Minerals or metals from conflict-affected and high-risk areas
In politically unstable regions, trade in minerals can be used to finance armed groups, cause forced labor and other human rights violations, and promote corruption and money laundering, and it is difficult for consumers to know whether the product that they are buying finances violence, or other crimes abroad.
The OECD has drawn up a Due Diligence Guidance for Responsible Mineral Supply Chains that provides detailed recommendations to help companies respect human rights and avoid that, through their economic operations, they contribute, even involuntarily or indirectly, to the financing of armed conflicts. and the violation of human rights. The Guide is proposed to all companies that operate in the sector or use minerals or metals potentially coming from areas at high risk of conflict for their activity.

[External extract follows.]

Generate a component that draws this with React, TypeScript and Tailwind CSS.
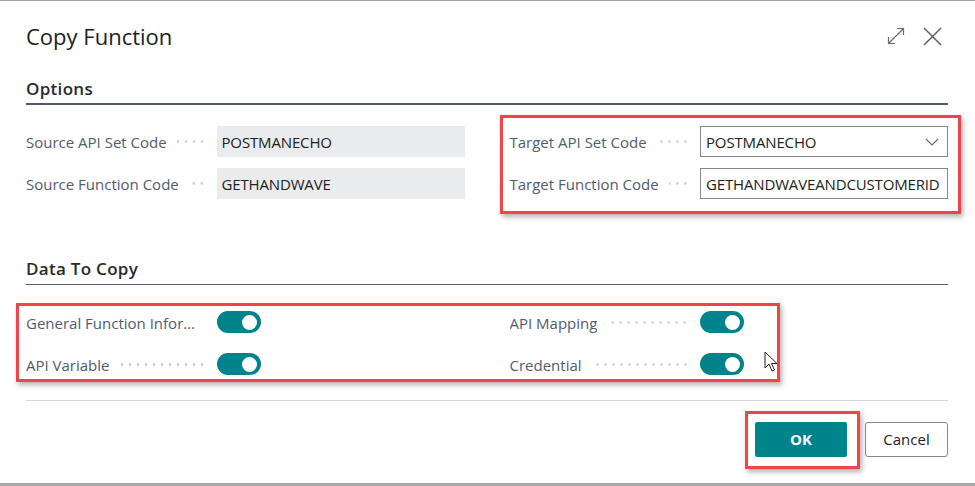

Moreover, in 2016, as part of the implementation of the OECD Guidance, the OECD launched a project to develop and pilot test an assessment methodology for evaluating the extent to which industry programmes align with the detailed recommendations of the OECD Guidance. This Report presents the findings of the pilot alignment assessment of five industry programmes against the recommendations of the OECD Guidance.
In Europe in response to the concerns of civil society, the Regulation (EU) 2017/821 of the European Parliament and of the Council of 17 May 2017 was approved, laying down supply chain due diligence obligations for Union importers of tin, tantalum and tungsten, their ores, and gold originating from conflict-affected and high-risk areas.
The regulation will take effect on 1 January 2021.
This Regulation establishes a Union system for supply chain due diligence (‘Union system’) and in order to curtail opportunities for armed groups and security forces to trade in tin, tantalum and tungsten, their ores, and gold. It is designed to lay down the supply chain due diligence obligations of Union importers of those minerals and to provide transparency and certainty as regards the supply practices of Union importers, and of smelters and refiners sourcing from conflict-affected and high-risk areas.
In Italy, the Ministry of Economic Development has been defined as the competent authority for the implementation of the Regulation.
The Italian Legislative Decree related to this EU regulation, issued on the 2nd February 2021 n. 13, has been published in the Italian Official Journal to achieve national compliance.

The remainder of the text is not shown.